## Task
Below are records. Copy every line with "screenshot" in it.
##########
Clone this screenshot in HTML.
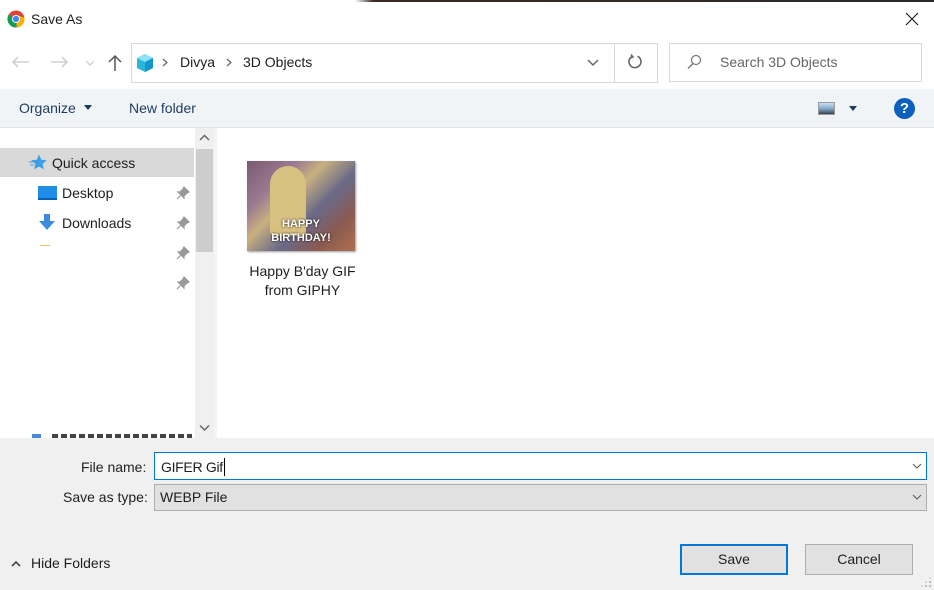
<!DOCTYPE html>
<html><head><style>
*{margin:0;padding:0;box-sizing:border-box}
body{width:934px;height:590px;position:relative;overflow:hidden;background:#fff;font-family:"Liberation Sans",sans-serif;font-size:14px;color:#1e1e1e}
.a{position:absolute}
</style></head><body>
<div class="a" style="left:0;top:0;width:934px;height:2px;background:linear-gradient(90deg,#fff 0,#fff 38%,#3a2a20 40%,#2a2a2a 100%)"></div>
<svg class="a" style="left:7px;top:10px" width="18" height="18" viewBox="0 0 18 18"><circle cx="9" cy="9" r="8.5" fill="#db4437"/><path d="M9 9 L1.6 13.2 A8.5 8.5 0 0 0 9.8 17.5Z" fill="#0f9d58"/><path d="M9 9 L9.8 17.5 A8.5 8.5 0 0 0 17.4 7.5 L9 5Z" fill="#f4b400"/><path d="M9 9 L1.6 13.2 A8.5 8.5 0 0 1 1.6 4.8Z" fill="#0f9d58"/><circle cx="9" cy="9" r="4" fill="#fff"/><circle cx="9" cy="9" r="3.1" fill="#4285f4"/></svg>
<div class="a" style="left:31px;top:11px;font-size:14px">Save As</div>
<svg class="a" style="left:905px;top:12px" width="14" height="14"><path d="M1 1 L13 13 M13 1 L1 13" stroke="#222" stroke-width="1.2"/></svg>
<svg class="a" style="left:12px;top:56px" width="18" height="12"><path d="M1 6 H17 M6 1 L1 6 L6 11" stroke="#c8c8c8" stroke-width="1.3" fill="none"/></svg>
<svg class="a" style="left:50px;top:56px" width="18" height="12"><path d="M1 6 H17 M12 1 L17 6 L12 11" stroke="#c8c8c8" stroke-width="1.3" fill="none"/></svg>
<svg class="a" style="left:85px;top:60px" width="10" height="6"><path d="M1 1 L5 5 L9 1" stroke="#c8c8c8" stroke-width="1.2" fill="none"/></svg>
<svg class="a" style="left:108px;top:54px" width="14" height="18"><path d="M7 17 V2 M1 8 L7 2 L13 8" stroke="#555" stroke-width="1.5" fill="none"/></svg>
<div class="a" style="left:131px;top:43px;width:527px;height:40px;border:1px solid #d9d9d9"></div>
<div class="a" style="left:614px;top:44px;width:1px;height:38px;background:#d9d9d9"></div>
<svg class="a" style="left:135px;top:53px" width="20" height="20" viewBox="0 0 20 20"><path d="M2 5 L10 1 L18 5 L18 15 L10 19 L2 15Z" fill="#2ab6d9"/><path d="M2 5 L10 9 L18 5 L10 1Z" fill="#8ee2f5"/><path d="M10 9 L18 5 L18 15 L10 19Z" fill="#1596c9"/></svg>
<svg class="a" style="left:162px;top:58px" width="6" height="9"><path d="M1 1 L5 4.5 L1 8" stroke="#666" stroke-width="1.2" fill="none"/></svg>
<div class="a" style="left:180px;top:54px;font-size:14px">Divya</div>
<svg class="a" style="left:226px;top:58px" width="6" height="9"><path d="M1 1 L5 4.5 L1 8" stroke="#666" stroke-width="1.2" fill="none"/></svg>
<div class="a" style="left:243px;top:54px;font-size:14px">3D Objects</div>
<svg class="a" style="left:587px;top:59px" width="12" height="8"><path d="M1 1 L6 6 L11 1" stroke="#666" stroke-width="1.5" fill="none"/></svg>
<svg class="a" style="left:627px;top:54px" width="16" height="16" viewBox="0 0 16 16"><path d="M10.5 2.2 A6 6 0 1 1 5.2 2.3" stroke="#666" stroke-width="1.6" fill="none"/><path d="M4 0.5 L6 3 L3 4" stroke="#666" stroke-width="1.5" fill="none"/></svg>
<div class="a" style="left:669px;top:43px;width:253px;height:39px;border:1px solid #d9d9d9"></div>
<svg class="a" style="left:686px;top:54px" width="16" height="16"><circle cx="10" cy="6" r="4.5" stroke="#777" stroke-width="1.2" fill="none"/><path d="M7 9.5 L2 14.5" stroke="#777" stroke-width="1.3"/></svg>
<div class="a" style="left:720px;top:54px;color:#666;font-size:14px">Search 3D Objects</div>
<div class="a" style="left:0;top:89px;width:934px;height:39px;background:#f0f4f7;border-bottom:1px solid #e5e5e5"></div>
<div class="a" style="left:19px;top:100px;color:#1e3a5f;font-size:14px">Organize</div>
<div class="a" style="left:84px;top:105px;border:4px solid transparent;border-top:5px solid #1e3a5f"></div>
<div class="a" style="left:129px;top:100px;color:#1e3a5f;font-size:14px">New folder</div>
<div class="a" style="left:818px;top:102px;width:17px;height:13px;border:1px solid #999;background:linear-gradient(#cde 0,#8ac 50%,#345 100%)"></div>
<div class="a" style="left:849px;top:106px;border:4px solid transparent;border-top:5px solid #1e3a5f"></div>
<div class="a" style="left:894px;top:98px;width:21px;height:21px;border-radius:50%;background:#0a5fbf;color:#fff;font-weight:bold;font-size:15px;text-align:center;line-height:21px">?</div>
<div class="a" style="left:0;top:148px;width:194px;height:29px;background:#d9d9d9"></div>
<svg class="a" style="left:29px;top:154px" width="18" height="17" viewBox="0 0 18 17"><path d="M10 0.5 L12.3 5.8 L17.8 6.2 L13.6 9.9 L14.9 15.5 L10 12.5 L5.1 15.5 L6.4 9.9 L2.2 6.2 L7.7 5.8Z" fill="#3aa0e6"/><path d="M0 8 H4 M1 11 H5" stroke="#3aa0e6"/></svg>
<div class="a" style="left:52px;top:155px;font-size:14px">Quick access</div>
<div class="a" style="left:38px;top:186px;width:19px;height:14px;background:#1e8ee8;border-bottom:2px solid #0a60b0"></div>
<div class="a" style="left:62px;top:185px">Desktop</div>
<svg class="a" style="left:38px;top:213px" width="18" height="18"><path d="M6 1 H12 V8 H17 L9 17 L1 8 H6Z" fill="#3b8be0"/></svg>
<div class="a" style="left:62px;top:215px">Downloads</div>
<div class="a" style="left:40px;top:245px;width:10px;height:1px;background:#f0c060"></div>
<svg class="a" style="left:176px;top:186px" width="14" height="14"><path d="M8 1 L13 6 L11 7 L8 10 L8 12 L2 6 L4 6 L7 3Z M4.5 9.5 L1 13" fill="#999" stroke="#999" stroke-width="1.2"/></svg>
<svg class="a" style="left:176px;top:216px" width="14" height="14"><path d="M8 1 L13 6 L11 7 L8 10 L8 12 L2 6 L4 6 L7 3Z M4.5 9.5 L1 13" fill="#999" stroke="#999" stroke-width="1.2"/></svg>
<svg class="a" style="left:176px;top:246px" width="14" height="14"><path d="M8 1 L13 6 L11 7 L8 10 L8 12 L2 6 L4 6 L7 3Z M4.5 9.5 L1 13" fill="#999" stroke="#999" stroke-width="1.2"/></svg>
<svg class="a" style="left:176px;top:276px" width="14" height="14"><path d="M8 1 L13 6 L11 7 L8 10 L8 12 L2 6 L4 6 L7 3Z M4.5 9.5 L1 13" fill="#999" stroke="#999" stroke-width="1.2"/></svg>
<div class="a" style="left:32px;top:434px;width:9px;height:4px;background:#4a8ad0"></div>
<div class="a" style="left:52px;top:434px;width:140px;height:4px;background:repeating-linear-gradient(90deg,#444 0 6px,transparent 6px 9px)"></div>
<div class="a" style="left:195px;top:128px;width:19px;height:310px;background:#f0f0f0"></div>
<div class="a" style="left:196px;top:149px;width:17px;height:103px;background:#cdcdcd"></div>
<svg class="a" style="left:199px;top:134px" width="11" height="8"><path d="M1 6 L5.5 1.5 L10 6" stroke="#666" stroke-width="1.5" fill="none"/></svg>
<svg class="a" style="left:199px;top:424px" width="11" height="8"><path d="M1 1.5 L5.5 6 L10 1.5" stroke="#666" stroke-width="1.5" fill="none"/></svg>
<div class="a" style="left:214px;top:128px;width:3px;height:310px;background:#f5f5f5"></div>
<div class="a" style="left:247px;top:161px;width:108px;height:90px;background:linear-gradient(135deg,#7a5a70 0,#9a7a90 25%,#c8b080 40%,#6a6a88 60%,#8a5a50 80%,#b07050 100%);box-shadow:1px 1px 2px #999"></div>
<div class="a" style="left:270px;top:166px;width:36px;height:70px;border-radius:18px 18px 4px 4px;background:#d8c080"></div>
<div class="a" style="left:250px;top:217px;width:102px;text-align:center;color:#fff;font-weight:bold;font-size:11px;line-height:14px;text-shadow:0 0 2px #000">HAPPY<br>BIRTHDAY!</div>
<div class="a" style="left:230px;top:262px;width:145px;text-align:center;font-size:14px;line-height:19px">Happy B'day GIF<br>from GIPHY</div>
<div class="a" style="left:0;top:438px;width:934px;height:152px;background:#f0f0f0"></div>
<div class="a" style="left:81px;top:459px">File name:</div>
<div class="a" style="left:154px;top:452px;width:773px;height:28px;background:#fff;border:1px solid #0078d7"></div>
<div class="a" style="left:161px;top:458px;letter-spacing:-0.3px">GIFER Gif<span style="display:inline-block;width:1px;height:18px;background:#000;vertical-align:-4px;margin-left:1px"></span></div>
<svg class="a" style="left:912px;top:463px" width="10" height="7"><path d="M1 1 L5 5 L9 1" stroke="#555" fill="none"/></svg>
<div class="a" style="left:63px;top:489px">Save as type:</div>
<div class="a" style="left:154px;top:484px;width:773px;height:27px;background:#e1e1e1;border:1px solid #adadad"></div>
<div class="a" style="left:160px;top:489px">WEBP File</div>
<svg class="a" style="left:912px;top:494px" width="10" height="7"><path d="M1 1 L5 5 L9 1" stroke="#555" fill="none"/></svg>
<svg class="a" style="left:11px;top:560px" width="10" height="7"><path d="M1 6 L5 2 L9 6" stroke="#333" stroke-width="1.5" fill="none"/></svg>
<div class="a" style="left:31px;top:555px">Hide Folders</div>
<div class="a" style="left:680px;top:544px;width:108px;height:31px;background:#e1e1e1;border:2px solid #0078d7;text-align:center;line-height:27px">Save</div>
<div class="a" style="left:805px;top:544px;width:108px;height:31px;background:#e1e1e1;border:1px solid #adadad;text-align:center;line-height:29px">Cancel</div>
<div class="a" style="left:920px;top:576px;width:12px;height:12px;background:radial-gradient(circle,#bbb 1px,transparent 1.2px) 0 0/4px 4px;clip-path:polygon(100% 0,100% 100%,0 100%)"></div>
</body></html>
##########
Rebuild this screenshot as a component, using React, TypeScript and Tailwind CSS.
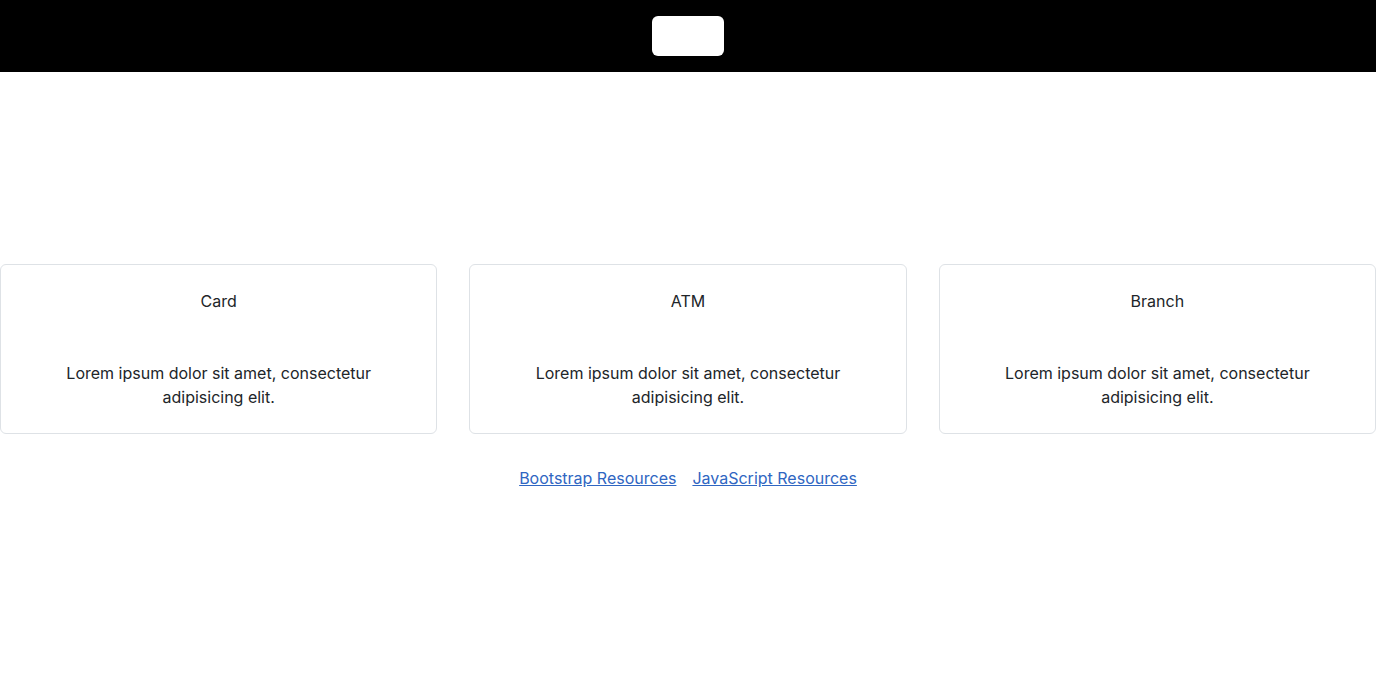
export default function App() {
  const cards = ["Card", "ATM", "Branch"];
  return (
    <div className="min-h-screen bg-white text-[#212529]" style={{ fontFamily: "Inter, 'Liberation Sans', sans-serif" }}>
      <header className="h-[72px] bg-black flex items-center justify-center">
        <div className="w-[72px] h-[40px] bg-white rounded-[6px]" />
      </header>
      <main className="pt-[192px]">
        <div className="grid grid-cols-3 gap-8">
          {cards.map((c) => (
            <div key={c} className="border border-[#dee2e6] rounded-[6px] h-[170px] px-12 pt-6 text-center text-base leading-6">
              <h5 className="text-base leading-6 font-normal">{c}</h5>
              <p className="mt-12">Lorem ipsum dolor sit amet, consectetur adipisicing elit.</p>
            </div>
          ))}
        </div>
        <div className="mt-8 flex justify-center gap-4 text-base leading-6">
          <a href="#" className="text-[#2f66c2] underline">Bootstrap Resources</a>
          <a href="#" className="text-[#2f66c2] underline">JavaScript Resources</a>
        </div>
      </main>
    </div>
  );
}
##########
## The reply
Clone this screenshot in HTML.
Rebuild this screenshot as a component, using React, TypeScript and Tailwind CSS.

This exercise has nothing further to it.